My search for papers always begins on Google Scholar. For papers that I find interesting, I retreive the bibtex information using the doi2bib script. The script accepts the DOI as an argument, and prints the bibtex information obtained from Crossref.

The script also accepts a --preprint flag, in which case, it accepts an Arxiv ID and obtains the bibtex information from Arxiv directly.

Scientific Paper Discovery

You can find more information on how I discovery scientific papers in this blogpost.


You can find more details regarding the doi2bib script in this blogpost.

Capturing bibtex information using org-capture

Emacs org-mode has a nifty capture feature that allows the user to quickly capture information. I have the following capture template to save bibtex information into the file above.

* %?

#+begin_src bibtex

I have the following org-capture configuration in my init.el file.

`(("p" "Paper" entry (file aru/org-bib-file)
   "%[~/.emacs.d/org-templates/bib.txt]" :prepend t)))

In Emacs, I hit the keystrokes C-c c followed by the p key to initiate the capture sequence. Org-mode automatically inserts the capture template shown above. It creates a new level 1 header and inserts an empty bibtex source block.

To populate the source block, I hit C-c ' (see org-special-edit for more information on this keybinding). With C-u M-|, I run the doi2bib command along with the DOI to add the output of the command into the source block. C-c ' closes the special edit buffer and returns back to

Evil Mode

I now use evil-mode which provides vim keybindings within Emacs. I populate the source block using the :read! command.

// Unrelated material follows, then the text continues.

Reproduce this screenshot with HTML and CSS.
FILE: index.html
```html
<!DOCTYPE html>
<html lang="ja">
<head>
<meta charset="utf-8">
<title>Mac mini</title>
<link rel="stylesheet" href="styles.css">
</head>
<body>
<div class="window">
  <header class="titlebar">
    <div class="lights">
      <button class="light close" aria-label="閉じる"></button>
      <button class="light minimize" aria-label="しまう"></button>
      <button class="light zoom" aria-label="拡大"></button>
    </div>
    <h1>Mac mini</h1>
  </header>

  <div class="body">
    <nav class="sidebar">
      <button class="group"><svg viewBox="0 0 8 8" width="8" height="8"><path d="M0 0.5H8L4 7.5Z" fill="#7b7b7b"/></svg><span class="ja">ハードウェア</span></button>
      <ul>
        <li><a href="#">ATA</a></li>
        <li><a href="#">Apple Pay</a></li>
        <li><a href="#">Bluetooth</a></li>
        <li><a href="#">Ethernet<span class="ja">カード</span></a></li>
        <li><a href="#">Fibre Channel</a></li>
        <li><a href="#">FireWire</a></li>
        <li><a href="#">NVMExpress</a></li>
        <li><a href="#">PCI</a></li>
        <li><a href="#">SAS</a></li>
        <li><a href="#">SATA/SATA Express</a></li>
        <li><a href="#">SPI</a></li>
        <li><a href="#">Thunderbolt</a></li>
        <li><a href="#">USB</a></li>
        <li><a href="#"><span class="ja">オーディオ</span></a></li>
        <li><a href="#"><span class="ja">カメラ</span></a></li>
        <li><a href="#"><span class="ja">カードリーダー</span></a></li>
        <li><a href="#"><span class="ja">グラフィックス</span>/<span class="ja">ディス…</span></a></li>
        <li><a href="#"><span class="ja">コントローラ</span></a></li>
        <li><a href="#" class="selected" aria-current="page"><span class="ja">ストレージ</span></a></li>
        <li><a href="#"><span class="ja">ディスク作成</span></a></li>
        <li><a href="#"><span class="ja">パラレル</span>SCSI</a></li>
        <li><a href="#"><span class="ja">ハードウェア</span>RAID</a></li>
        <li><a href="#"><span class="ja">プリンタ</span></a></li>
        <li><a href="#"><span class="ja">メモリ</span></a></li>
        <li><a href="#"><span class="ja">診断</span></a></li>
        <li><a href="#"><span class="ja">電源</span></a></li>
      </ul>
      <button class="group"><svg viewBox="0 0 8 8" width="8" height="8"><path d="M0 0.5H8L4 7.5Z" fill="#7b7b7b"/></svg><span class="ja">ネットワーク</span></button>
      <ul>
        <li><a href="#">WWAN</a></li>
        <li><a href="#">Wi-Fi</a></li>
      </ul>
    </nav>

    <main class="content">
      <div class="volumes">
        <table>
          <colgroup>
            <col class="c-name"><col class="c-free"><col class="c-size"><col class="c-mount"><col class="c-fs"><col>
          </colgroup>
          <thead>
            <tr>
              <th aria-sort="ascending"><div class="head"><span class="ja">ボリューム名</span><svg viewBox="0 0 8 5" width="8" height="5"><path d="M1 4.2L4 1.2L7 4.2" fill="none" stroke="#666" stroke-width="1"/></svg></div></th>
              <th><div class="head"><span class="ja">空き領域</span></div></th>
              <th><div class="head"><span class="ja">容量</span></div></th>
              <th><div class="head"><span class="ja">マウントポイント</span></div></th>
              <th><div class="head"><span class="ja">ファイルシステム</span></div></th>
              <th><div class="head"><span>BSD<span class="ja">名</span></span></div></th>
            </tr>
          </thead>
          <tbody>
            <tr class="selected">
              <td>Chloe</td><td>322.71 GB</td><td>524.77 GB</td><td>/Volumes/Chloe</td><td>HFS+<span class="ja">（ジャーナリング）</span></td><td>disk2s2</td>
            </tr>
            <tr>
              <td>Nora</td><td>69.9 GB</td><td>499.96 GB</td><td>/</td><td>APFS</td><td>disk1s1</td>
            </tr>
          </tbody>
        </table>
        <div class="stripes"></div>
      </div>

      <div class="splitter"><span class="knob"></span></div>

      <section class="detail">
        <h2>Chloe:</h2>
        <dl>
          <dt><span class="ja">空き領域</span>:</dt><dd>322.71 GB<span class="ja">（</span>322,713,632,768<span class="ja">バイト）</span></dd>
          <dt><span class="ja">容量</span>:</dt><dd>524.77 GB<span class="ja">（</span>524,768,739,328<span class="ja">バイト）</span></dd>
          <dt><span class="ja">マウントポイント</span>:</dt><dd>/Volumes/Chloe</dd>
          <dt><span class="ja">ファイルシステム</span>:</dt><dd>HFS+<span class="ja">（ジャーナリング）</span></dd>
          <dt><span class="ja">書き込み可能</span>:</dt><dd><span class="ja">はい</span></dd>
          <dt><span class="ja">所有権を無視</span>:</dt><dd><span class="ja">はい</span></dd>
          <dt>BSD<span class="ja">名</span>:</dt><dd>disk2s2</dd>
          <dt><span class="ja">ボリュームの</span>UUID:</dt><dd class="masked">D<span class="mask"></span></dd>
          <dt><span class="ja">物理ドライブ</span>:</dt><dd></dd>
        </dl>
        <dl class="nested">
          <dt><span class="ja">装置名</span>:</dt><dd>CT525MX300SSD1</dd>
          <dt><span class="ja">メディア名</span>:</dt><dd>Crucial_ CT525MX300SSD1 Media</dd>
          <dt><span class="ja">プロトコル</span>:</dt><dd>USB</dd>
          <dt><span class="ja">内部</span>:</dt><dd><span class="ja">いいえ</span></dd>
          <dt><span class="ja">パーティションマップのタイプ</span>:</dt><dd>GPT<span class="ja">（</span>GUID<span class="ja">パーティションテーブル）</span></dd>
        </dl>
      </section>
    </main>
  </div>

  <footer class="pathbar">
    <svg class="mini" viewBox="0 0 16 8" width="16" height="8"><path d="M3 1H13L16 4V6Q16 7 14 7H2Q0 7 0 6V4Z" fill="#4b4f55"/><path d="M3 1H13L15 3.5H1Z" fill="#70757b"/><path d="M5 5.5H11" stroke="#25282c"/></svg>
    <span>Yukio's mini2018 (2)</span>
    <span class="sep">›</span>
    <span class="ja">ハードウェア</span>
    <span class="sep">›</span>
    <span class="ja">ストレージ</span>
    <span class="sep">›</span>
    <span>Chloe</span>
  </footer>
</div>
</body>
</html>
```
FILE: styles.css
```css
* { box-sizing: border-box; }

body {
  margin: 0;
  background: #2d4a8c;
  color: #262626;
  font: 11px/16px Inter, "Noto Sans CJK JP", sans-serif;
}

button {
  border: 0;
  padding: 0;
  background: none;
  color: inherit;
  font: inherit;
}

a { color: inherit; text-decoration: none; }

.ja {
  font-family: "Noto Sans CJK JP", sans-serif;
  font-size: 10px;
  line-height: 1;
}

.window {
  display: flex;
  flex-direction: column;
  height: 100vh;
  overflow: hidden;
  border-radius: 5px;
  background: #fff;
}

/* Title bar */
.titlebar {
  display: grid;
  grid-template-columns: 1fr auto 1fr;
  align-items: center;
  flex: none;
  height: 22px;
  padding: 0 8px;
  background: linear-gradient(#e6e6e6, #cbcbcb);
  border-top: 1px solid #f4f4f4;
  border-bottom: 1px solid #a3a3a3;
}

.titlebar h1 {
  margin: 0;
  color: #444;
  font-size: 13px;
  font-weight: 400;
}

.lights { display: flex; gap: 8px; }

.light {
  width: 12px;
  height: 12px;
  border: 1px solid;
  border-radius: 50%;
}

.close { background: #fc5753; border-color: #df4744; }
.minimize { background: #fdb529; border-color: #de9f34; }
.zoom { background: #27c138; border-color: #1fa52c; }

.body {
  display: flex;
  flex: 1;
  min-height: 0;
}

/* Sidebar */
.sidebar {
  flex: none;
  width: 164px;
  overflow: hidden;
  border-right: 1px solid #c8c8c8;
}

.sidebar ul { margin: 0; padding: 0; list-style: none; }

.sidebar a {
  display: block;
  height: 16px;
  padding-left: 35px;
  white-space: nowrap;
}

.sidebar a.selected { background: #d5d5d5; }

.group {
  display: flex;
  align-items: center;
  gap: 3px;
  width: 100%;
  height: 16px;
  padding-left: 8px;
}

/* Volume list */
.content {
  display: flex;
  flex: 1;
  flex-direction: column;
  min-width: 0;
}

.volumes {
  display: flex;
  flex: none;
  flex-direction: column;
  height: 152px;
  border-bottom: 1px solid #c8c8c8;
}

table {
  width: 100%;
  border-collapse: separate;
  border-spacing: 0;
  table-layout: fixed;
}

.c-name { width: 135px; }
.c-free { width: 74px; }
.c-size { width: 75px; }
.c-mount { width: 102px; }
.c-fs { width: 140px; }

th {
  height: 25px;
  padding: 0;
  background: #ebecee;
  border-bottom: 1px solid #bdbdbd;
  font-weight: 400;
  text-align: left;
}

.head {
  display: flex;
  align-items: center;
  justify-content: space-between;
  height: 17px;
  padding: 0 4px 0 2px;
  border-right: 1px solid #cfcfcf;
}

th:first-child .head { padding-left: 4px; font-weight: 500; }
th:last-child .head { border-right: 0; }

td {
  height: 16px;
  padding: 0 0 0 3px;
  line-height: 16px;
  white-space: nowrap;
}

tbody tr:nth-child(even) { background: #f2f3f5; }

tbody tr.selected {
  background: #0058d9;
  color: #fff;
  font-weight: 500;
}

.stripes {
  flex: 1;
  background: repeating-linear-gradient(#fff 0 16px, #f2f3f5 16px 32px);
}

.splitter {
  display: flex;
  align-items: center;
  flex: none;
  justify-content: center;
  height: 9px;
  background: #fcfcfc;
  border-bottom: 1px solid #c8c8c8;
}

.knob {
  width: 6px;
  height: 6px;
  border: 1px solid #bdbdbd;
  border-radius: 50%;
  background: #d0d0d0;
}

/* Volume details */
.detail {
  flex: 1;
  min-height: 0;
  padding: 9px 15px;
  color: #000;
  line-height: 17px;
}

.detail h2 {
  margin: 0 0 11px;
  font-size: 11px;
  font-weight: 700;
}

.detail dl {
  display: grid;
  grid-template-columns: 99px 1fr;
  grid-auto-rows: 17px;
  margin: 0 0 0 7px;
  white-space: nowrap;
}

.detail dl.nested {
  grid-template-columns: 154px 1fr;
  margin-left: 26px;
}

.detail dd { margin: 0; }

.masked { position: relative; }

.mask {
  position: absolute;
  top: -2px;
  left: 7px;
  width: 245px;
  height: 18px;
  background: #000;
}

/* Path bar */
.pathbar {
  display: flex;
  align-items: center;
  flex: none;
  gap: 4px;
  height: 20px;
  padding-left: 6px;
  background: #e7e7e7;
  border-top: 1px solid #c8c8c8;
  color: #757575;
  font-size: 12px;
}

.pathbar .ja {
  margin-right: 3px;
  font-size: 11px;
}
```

Mapping of orgmode features and my usage

In the following table I summarise how I use the built-in orgmode features for organising the bibliographic information.

Feature Purpose
TODO keywords I mark papers that I want to read with the TODO state. Papers that I have already read are marked with the DONE state.
Priority Papers that I find interesting, and cite frequently are marked with the A priority.
Tags I use tags to broadly classify the papers based on topics relevant for my Phd. You can see the tags I use in the example file provided above.

Searching and Retrieving

I use org-agenda to search and retrieve papers of interest. For instance, I can filter papers that I need to read by asking org-agenda for papers that are marked with the TODO state (see org-todo-list). I can produce a list of all papers that have the testing and data tag (see org-tags-view). More complex search queries can be constructed using the org advanced search commands: for instance, give me all papers on testing that were written by author X in the year of 2001 (see org advanced search syntax).